Movie Project #47: The Nightmare Before Christmas [1993]

Due to the surprising success of my initial Movies Project, I decided to do a part two for 2012. This time around I put a greater emphasis on directors I am not familiar with, but I also tried to compile a mix of different genres and eras. This will be an ongoing project with the finish date being sometime this year.

The Nightmare Before Christmas [1993]

The Nightmare Before Christmas [1993]
Director: Henry Selick
Genre: Animation/Family/Fantasy
Starring: Danny Elfman, Chris Sarandon and Catherine O’Hara
Running Time: 76 minutes

Although this is only the second movies project I have put together, I am noticing a trend. There is one film from each that garners the biggest “how have you not seen this?!?” reaction. With last year’s project, hands down it was Back to the Future. This year it’s Tim Burton’s The Nightmare Before Christmas (with apologies to Rocky and The Bourne Identity).

Set in the spookily morbid world of Halloween Town, the film follows the plight of one Jack Skellington, a thin skeleton who wears a snazzy black pin-striped suit. Every year the monsters and mutants that make up the town’s population rely on Jack to lead their Halloween celebrations. This year, however, Jack has become disillusioned with their proceedings. While wandering about, he stumbles upon a portal into a new world — Christmas Town — and becomes enchanted with what he sees there. Seeking to bring that Christmas spirit into his hometown, Jack decides he wants to be Santa Claus and hires a group of residents to kidnap the jolly fat man.

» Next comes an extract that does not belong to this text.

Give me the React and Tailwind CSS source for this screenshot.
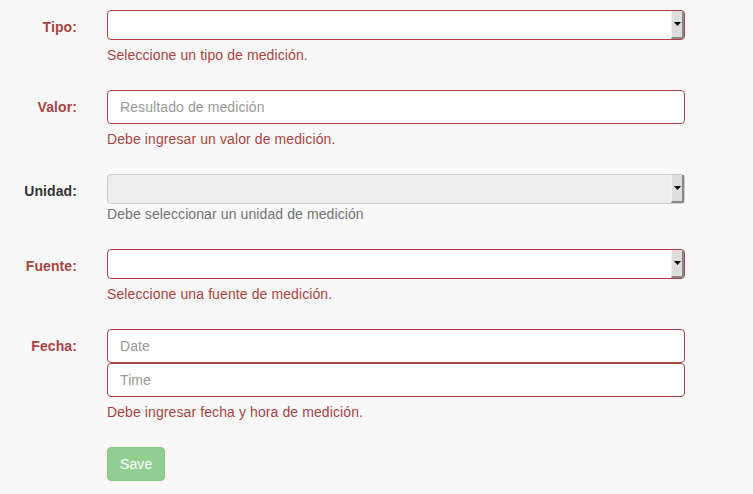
import React from "react";

const font = { fontFamily: '"Liberation Sans", Arial, sans-serif' };

function Label({ children, error = true }) {
  return (
    <div
      className={`w-[92px] shrink-0 pr-[15px] pt-[7px] text-right font-bold text-[14px] leading-[20px] ${
        error ? "text-[#a94442]" : "text-[#333333]"
      }`}
    >
      {children}
    </div>
  );
}

function FakeSelect({ disabled = false }) {
  return (
    <div
      className={`relative flex h-[30px] w-[578px] rounded-[4px] border ${
        disabled ? "border-[#cccccc] bg-[#eeeeee]" : "border-[#a94442] bg-white"
      }`}
    >
      <div className="flex-1" />
      <div className="flex h-full w-[13px] items-center justify-center border-l border-l-[#f2f2f2] border-r-2 border-r-[#888888] border-b-2 border-b-[#888888] bg-[#dddddd]">
        <svg width="7" height="4" viewBox="0 0 7 4">
          <path d="M0 0 H7 L3.5 4 Z" fill="#000" />
        </svg>
      </div>
    </div>
  );
}

function TextInput({ placeholder, className = "" }) {
  return (
    <div
      className={`flex h-[34px] w-[578px] items-center rounded-[4px] border border-[#a94442] bg-white px-[12px] text-[14px] text-[#999999] ${className}`}
    >
      {placeholder}
    </div>
  );
}

function Help({ children, error = true, className = "mt-[5px]" }) {
  return (
    <div
      className={`text-[14px] leading-[20px] ${className} ${
        error ? "text-[#a94442]" : "text-[#737373]"
      }`}
    >
      {children}
    </div>
  );
}

export default function App() {
  return (
    <div style={font} className="min-h-[494px] w-[753px] bg-[#f8f8f8] pt-[10px] tracking-[0.1px]">
      <div className="flex w-[700px]">
        <Label>Tipo:</Label>
        <div className="px-[15px]">
          <FakeSelect />
          <Help>Seleccione un tipo de medición.</Help>
        </div>
      </div>

      <div className="mt-[25px] flex w-[700px]">
        <Label>Valor:</Label>
        <div className="px-[15px]">
          <TextInput placeholder="Resultado de medición" />
          <Help>Debe ingresar un valor de medición.</Help>
        </div>
      </div>

      <div className="mt-[25px] flex w-[700px]">
        <Label error={false}>Unidad:</Label>
        <div className="px-[15px]">
          <FakeSelect disabled />
          <Help error={false} className="mt-0">
            Debe seleccionar un unidad de medición
          </Help>
        </div>
      </div>

      <div className="mt-[25px] flex w-[700px]">
        <Label>Fuente:</Label>
        <div className="px-[15px]">
          <FakeSelect />
          <Help>Seleccione una fuente de medición.</Help>
        </div>
      </div>

      <div className="mt-[25px] flex w-[700px]">
        <Label>Fecha:</Label>
        <div className="px-[15px]">
          <TextInput placeholder="Date" />
          <TextInput placeholder="Time" />
          <Help className="mt-[5px]">Debe ingresar fecha y hora de medición.</Help>
        </div>
      </div>

      <div className="mt-[25px] flex w-[700px]">
        <div className="w-[92px] shrink-0" />
        <div className="px-[15px]">
          <button
            type="button"
            className="h-[34px] rounded-[4px] border border-[#4cae4c] bg-[#5cb85c] px-[12px] text-[14px] leading-[20px] text-white opacity-65"
          >
            Save
          </button>
        </div>
      </div>
    </div>
  );
}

The Nightmare Before Christmas [1993]

Clearly this is a bad idea, but it sets the precedence for some of the film’s greatest moments. As a trio of kids — dubbed Lock, Shock and Barrel — chase down Santa, a ridiculously inappropriate (but wildly amusing) song starts playing that discusses how they want to “chop Santa into bits.” I don’t know how appropriate that is for children, but I got a kick out of it. It was also a lot of fun watching Jack masquerade as Santa Claus, delivering frightful gifts to little kids.

Outside of these comical bits, however, I felt little attachment to the film. Most of Danny Elfman’s musical numbers, outside of the opening tune, are forgettable, and the film’s emotional development rests its weight on the skinny little shoulders of Jack Skellington. Most of the supporting characters fall flat, and I did not feel connected to any of them.

The Nightmare Before Christmas [1993]

On the flip side, I did find it amazing that Burton’s stop-motion animation still holds up remarkably well nearly 20 years later. I can’t use the word “beautiful” because of the grotesque subject matter, but this is one slick-looking film. The character designs are especially imaginative, and there’s always something new to catch the eye.

I can’t help but feel that a lot of The Nightmare Before Christmas‘ appeal rides heavily on nostalgia from those who saw it in their youth. It’s a solid film, but is it truly worthy of its near-unanimous praise (IMDB Top 250, 96% on Rotten Tomatoes)?